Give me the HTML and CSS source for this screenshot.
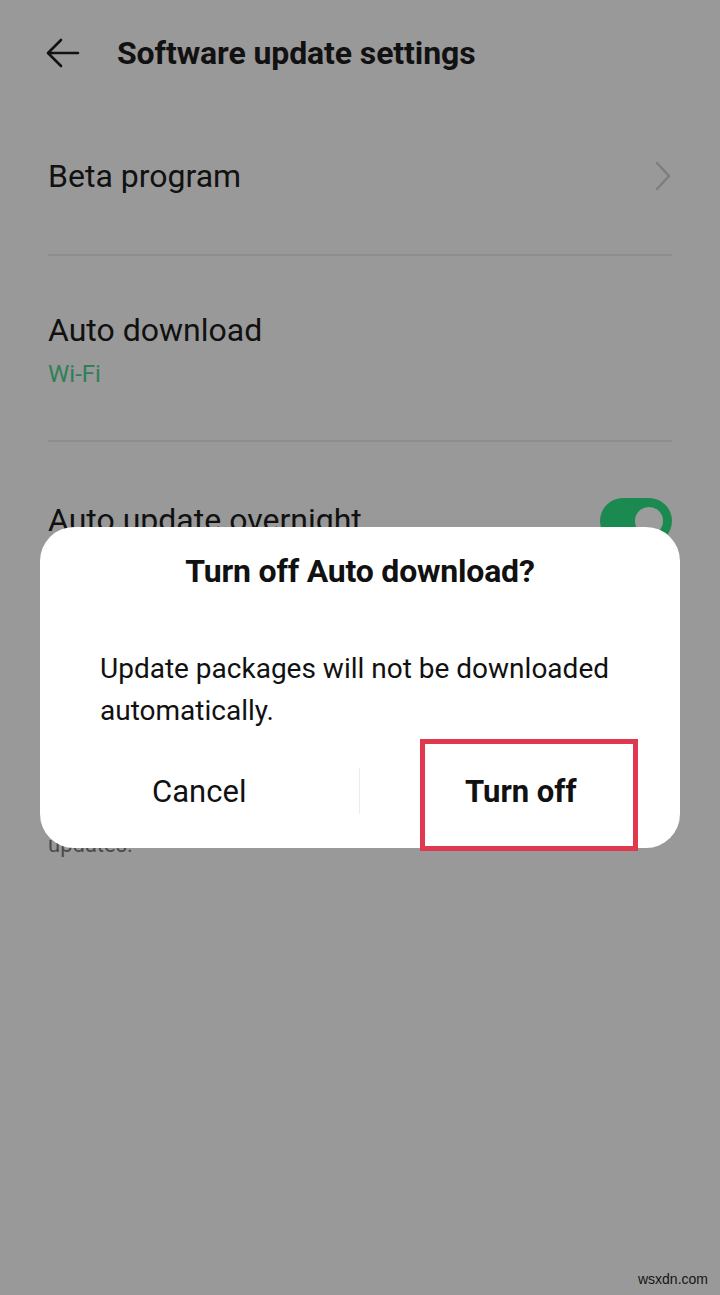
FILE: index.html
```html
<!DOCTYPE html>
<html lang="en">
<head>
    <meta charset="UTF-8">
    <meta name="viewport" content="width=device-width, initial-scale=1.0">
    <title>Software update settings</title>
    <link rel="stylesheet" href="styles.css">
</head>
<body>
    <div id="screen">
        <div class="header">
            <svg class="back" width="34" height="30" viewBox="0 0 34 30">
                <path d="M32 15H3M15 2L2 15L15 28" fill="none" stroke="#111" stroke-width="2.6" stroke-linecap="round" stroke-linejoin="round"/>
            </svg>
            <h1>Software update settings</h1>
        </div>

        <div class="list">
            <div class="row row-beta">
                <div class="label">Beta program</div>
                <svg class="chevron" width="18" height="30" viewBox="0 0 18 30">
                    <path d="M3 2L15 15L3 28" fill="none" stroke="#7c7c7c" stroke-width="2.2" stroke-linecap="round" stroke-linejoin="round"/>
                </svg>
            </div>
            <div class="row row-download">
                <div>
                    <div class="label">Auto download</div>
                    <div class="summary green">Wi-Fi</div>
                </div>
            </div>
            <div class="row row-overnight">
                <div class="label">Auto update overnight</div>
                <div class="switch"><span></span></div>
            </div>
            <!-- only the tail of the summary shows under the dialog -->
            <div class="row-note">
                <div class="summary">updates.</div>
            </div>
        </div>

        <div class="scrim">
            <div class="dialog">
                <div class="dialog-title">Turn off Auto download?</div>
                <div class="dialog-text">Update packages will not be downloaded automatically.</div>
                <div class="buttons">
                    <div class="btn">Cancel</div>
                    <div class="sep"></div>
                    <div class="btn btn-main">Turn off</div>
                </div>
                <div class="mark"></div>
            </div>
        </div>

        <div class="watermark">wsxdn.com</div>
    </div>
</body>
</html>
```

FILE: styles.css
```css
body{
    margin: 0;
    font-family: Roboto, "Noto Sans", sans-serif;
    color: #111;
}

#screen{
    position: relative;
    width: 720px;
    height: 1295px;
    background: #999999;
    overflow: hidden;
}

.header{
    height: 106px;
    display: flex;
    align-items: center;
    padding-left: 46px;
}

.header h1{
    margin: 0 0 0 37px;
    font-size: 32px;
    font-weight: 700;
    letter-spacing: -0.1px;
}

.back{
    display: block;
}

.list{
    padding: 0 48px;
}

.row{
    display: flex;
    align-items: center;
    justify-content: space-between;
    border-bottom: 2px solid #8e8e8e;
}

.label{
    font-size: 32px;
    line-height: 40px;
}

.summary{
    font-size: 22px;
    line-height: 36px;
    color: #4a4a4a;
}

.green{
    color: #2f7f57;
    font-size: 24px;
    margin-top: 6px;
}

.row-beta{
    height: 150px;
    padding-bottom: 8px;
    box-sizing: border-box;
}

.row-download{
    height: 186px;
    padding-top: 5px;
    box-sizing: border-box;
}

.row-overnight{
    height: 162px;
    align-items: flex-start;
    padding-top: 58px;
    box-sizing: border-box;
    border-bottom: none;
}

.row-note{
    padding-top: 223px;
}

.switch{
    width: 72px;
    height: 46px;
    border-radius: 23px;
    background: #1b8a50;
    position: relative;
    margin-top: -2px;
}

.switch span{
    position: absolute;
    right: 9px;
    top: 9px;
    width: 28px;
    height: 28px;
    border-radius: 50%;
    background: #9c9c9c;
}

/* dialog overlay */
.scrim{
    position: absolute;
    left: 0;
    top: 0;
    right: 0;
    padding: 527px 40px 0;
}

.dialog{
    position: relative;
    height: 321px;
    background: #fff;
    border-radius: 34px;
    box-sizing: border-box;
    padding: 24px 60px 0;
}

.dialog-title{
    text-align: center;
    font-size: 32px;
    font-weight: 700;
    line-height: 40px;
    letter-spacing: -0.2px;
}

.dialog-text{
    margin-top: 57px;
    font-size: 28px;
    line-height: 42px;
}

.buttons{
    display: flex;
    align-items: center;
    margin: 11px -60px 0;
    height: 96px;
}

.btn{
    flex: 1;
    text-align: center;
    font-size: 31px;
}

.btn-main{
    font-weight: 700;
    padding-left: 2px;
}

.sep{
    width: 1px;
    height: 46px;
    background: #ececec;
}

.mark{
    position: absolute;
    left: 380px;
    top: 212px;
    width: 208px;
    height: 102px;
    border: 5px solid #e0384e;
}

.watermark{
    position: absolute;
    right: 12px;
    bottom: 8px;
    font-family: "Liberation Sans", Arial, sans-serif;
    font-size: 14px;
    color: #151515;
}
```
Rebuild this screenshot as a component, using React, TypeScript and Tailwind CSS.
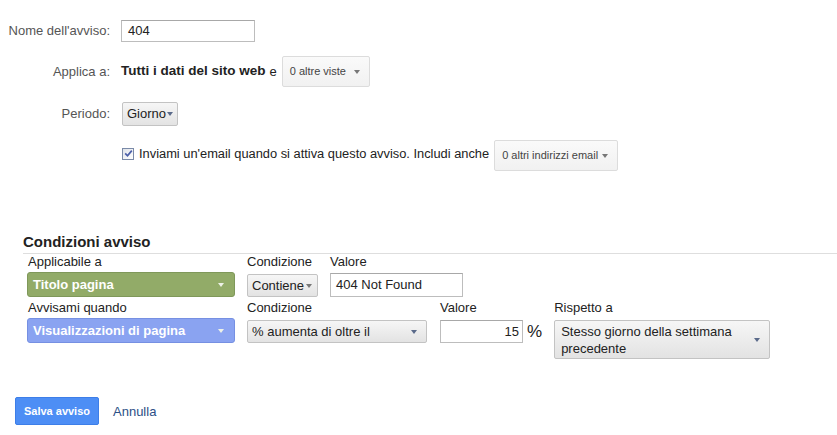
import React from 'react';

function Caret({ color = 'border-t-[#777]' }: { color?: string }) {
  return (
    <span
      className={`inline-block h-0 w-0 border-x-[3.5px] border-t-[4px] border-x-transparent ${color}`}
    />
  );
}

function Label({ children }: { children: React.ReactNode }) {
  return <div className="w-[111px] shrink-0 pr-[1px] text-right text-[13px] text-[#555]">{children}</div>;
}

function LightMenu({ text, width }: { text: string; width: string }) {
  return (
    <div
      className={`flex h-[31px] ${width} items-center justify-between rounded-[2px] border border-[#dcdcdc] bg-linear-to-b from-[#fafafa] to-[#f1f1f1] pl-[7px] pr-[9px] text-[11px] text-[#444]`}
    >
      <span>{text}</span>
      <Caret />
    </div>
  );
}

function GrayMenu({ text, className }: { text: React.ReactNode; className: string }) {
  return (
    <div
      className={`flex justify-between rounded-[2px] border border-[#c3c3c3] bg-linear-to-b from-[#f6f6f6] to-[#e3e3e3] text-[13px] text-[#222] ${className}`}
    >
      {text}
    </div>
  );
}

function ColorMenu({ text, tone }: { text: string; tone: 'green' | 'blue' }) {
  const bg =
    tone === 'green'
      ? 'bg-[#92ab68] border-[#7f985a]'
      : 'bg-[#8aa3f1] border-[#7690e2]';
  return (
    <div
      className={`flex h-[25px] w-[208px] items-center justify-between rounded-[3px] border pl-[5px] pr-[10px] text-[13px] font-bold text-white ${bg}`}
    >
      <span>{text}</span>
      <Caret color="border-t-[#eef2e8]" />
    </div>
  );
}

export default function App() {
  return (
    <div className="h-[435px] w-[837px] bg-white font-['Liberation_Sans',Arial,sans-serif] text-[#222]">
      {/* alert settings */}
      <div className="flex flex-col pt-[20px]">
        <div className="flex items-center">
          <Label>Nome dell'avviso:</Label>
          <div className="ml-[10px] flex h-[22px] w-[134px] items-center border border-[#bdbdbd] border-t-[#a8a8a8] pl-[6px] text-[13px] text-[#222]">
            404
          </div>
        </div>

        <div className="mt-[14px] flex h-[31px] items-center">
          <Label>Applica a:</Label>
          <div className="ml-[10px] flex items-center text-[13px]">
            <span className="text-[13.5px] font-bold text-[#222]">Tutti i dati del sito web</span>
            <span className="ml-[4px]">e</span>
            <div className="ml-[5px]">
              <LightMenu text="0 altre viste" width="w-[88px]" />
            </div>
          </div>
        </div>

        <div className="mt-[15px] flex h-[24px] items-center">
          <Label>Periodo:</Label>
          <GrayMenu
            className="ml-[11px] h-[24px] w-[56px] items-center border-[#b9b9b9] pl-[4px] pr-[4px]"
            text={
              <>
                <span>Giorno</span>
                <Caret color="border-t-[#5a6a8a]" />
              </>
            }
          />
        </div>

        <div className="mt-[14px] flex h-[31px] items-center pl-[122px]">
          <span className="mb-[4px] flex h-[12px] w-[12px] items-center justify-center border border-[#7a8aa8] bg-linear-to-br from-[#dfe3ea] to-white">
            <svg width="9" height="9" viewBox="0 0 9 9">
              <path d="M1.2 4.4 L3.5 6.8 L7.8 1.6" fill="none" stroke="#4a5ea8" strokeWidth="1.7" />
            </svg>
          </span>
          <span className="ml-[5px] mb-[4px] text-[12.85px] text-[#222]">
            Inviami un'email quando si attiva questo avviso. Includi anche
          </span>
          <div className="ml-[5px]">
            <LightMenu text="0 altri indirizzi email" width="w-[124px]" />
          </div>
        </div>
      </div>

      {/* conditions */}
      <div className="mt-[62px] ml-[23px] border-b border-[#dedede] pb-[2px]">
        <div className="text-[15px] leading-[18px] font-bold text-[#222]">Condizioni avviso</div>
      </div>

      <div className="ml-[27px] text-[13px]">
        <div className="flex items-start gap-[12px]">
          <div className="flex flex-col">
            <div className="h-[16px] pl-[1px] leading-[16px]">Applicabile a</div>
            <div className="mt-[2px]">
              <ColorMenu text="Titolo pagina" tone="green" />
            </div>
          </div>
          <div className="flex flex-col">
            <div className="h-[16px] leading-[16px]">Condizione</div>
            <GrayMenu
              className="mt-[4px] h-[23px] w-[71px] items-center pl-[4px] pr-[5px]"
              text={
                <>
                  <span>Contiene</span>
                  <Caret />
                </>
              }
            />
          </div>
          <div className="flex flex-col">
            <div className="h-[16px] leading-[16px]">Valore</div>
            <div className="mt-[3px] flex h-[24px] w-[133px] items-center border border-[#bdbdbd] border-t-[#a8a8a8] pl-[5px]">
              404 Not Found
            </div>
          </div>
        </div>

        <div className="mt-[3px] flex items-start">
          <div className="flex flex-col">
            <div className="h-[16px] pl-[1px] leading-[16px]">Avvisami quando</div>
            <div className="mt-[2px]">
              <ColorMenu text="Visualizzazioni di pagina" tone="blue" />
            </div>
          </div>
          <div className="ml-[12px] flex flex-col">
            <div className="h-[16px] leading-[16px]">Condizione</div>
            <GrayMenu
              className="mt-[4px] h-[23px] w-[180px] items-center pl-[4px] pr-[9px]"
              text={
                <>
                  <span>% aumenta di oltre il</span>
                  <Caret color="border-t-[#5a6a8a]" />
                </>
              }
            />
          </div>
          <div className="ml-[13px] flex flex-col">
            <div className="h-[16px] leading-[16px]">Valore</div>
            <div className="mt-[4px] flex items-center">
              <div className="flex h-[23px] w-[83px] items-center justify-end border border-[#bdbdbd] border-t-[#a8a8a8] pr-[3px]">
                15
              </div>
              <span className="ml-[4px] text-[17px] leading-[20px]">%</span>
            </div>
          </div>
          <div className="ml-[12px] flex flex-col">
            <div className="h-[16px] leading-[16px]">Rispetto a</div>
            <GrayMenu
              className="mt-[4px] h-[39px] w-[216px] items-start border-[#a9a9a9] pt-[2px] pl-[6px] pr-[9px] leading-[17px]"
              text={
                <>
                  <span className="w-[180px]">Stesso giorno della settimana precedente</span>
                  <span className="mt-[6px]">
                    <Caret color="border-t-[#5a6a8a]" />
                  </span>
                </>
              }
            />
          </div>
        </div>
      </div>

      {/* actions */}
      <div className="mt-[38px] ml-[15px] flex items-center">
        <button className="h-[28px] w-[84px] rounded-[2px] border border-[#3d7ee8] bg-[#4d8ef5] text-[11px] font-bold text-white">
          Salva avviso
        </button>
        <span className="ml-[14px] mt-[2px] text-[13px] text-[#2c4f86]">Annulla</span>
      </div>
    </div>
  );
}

:: Prompt ::
Where a line in the material above holds "React", copy that line.

:: Exercise answer ::
Rebuild this screenshot as a component, using React, TypeScript and Tailwind CSS.
import React from 'react';
function Label({ children }: { children: React.ReactNode }) {
function GrayMenu({ text, className }: { text: React.ReactNode; className: string }) {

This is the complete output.